United States District Court, Eastern District of Washington
Jun 21, 2023
2:16-CR-0091-WFN-1 (E.D. Wash. Jun. 21, 2023)

Opinion

2:16-CR-0091-WFN-1

06-21-2023

UNITED STATES OF AMERICA, Plaintiff, v. ZACHARY WAYNE JONES, Defendant.


ORDER

WM. FREMMING NIELSEN SENIOR UNITED STATES DISTRICT JUDGE

Pending before the Court is Defendant's pro se Amended Motion under 18 U.S.C. § 3583(e)(2) and Pursuant to Fed. R. Crim. P. 32.1(c) [for] Modification of Conditions of Supervision. ECF No. 109.

On May 1, 2016, a sixteen-year-old girl with a diminished mental capacity, K.I., was reported missing in Spokane, Washington.

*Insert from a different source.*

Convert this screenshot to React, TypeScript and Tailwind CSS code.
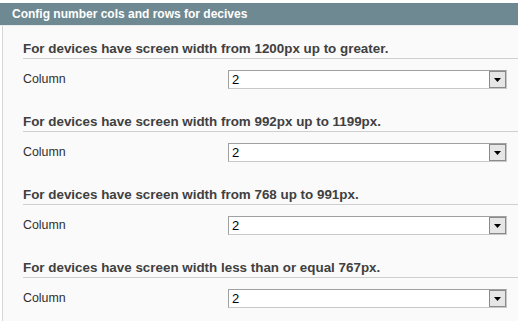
const sections = [
  "For devices have screen width from 1200px up to greater.",
  "For devices have screen width from 992px up to 1199px.",
  "For devices have screen width from 768 up to 991px.",
  "For devices have screen width less than or equal 767px.",
];

function SelectBox({ value }: { value: string }) {
  return (
    <div className="flex items-stretch w-[279px] h-[19px] bg-white border border-t-[#a0a0a0] border-l-[#a0a0a0] border-r-[#c8c8c8] border-b-[#c8c8c8]">
      <div className="flex-1 pl-[3px] text-[13px] leading-[17px] text-black">{value}</div>
      <div className="w-[17px] flex items-center justify-center bg-[#e6e6e6] border border-[#8a8a8a]">
        <svg width="7" height="4" viewBox="0 0 7 4">
          <polygon points="0,0 7,0 3.5,4" fill="#000" />
        </svg>
      </div>
    </div>
  );
}

export default function App() {
  return (
    <div className="w-[518px] h-[321px] bg-white pt-[3px] overflow-hidden font-['Liberation_Sans',Arial,sans-serif]">
      {/* Head */}
      <div className="h-[22px] bg-[#6f8992] pl-3 flex items-center text-[12px] font-bold text-white">
        Config number cols and rows for decives
      </div>
      <div className="h-px bg-[#e8ecee]" />

      {/* Fieldset */}
      <div className="ml-[2px] h-full bg-[#fafafa] border-l border-[#d6d6d6] pl-[20px] pt-[14px]">
        {sections.map((title) => (
          <div key={title} className="mb-[24px]">
            <div className="h-[19px] border-b border-[#cfcfcf] text-[13.4px] font-bold text-[#404040] leading-[17px]">
              {title}
            </div>
            <div className="flex items-center mt-[11px]">
              <div className="w-[205px] text-[12.4px] text-[#2f2f2f]">Column</div>
              <SelectBox value="2" />
            </div>
          </div>
        ))}
      </div>
    </div>
  );
}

ECF No. 50 ¶¶ 9-16. K.I. was eventually found in Ohio, naked in the back of Defendant's car. Id. ¶ 25. Defendant met K.I. online and persuaded her to run away with him to Virginia where they would have a sexual relationship. Id. ¶¶ 10-12, 27-29, 33, 42, 48-49. After Defendant picked K.I. up in Washington, he tried to prevent her guardians from finding her by, among other things, disguising her appearance and destroying her cellphone. Id. ¶¶ 28-30, 43-44. K.I. had the mental capacity of an elevenyear-old at this time. Id. ¶15. Defendant was thirty. See id. at 1.

Defendant pled guilty to Transportation of a Minor with the Intent to Engage in Criminal Sexual Activity. ECF No. 53. He was sentenced to ten years of incarceration followed by fifteen years of supervised release. Id. Defendant appealed his conviction, ECF No. 58, but the Ninth Circuit eventually dismissed the appeal on Defendant's motion, ECF No. 62. Defendant then challenged his conviction by filing successive § 2255 motions, ECF Nos. 63, 101, which were both denied. ECF Nos. 67, 107.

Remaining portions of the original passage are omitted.